[Bioperl-l] Bio::Location::Fuzzy, Bio::Location::Split
Mark Dalphin
mdalphin@amgen.com
Thu, 25 Jan 2001 13:51:03 -0800
Hilmar Lapp wrote:
> > - in plain simple genbank/embl terms
> > <5..12> and <5.12>
> > are valid, but
> > >5..12, 5<..12, 5..12<, 5..>12
> > are invalid.
>
> The GenBank documentation is somewhat inconsistent here. Let me quote:
>
> >From http://www.ncbi.nlm.nih.gov/Sitemap/samplerecord.html#FeaturesB
>
> <quote>
> If the "<" symbol precedes a base span, the sequence is partial on the
> 5' end (e.g., CDS <1..206).
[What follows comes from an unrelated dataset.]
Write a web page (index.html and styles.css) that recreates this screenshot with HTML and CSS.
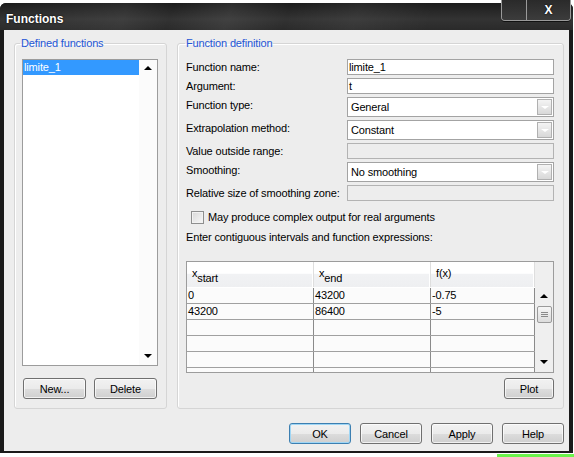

If the ">" symbol follows a base span,
> the
> sequence is partial on the 3' end (e.g., CDS 435..915>).
> </quote>
>
> >From http://www.ncbi.nlm.nih.gov/collab/FT/index.html
>
> <quote>
> CDS <1..>336
> /codon_start=1
> /gene="IGHV1"
> /product="immunoglobulin heavy chain variable region"
> V_region <1..>336
> /gene="IGHV1"
> /product="immunoglobulin heavy chain variable region"
> </quote>
>
> >From the BNF grammar definition of the feature table, to be found at
> http://www.ncbi.nlm.nih.gov/collab/FT/index.html#backus-naur
>
> <quote>
> local_location ::= <base_position> | <between_position> | <base_range>
> base_position ::= <integer> | <low_base_bound> | <high_base_bound> |
> <two_base_bound>
>
> low_base_bound ::= > <integer>
>
> high_base_bound ::= < <integer>
>
> two_base_bound ::= <base_position>.<base_position>
>
> between_position ::= <base_position>^<base_position>
>
> base_range ::= <base_position>..<base_position>
> </quote>
>
I just looked for an example at NCBI and found this:
http://www.ncbi.nlm.nih.gov:80/entrez/query.fcgi?cmd=Retrieve&db=Nucleotide&list_uids=234355&dopt=GenBank
As you can see, the symbol '>' does end up BEFORE the position it is modifing which is
consistant with the BNF. Hope this helps...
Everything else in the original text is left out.